___ GIVEN DATA ___

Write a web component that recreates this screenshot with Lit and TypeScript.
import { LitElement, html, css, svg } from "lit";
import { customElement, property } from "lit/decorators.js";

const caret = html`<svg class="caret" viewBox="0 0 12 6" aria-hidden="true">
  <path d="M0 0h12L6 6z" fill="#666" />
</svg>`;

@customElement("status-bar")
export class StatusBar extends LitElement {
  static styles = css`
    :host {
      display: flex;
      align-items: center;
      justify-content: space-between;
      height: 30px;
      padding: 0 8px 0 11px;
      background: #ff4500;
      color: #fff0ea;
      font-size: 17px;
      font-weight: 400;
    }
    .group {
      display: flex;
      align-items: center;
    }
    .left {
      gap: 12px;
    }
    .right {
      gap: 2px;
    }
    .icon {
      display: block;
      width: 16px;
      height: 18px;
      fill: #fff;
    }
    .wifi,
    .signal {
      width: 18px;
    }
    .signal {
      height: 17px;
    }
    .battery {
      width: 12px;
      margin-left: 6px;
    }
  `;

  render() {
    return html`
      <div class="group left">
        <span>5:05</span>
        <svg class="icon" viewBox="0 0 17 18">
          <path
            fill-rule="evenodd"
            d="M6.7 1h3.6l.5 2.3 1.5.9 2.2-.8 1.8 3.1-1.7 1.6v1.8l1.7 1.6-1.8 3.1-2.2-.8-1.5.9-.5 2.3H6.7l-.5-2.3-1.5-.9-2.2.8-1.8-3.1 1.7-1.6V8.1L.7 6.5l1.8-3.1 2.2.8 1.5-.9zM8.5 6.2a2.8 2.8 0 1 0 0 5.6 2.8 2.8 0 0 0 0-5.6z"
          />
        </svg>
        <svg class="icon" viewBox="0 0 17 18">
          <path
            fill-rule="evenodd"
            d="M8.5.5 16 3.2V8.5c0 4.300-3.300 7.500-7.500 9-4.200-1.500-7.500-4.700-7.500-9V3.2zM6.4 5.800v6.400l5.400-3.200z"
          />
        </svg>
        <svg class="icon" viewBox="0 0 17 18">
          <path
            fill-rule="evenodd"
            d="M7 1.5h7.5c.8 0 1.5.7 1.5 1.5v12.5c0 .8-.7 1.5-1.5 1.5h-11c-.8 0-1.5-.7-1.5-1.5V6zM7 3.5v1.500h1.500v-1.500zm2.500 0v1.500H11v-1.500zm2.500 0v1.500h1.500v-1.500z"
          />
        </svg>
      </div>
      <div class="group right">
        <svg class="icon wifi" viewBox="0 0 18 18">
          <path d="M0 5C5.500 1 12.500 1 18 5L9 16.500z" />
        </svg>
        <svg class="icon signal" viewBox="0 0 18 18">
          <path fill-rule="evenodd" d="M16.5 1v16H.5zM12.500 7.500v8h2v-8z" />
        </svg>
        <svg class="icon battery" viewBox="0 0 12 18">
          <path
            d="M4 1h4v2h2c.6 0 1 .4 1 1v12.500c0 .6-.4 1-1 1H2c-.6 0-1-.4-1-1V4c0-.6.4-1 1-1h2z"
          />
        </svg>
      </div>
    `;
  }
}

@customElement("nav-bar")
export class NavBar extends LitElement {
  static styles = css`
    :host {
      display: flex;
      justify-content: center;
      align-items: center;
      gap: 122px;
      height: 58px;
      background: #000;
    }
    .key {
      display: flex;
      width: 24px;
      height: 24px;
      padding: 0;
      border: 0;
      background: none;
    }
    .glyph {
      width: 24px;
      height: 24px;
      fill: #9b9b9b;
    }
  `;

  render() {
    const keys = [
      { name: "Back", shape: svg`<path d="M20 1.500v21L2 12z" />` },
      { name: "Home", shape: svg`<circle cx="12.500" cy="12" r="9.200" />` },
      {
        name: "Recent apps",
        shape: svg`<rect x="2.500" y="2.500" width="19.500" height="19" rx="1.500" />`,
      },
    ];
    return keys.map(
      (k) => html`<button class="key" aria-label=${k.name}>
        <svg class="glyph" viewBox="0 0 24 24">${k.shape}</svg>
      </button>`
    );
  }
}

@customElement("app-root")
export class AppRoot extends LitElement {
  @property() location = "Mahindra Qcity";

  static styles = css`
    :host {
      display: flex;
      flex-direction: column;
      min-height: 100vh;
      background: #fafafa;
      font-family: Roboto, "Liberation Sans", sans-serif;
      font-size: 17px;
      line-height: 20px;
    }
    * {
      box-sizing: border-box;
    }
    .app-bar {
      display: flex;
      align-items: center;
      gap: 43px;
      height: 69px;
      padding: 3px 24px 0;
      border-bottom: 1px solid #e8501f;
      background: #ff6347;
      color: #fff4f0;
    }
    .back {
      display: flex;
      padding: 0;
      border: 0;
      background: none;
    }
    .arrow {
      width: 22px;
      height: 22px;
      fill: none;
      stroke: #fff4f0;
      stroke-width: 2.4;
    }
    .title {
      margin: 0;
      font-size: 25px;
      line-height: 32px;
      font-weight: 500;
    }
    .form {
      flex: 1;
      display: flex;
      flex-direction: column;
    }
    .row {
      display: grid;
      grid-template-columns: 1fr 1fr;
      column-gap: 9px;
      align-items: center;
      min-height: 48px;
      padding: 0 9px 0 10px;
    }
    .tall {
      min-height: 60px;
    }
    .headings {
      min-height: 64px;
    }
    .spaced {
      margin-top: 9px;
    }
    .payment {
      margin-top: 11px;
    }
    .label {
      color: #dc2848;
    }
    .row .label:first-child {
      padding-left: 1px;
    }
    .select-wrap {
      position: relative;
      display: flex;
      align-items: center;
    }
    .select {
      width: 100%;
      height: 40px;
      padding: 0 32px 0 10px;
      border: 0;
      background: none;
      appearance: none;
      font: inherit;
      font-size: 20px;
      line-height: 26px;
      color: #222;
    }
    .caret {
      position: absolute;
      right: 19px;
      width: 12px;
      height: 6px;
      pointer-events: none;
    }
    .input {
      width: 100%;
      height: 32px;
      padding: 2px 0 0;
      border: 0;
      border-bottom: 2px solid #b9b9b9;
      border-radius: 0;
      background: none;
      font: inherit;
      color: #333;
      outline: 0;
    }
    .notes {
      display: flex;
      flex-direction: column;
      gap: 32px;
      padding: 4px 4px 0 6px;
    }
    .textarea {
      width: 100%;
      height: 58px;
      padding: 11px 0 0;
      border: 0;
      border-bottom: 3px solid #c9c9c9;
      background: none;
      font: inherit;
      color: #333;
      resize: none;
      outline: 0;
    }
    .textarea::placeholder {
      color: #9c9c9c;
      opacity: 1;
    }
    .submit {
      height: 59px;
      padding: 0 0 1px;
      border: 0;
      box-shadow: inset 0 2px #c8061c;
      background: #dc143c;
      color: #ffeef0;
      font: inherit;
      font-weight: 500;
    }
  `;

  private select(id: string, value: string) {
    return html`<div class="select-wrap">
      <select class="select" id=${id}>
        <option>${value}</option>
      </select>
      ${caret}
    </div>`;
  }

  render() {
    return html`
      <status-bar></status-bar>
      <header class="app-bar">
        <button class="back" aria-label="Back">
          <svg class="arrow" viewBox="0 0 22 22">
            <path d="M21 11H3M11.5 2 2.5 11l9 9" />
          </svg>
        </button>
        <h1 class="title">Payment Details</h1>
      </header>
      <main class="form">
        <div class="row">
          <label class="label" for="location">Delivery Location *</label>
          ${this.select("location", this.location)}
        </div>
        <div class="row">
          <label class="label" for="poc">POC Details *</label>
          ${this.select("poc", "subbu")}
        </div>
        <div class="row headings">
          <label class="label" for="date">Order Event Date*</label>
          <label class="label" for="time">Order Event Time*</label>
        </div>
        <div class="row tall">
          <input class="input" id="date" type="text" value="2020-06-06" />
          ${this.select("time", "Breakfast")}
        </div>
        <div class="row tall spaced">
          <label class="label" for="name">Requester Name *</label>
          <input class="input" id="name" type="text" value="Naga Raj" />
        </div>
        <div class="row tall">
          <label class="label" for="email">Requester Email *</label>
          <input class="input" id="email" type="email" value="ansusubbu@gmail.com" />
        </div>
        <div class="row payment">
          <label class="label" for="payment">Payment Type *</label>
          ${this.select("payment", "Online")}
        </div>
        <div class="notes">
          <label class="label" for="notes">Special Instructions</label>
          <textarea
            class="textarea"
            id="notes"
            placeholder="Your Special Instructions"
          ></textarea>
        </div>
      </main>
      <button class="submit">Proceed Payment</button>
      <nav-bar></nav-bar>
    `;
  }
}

___

→ **WHAT THE TASK REQUIRES**: Determine the number of lines containing "this". Write only that number.

→ **WRITTEN SOLUTION**: 5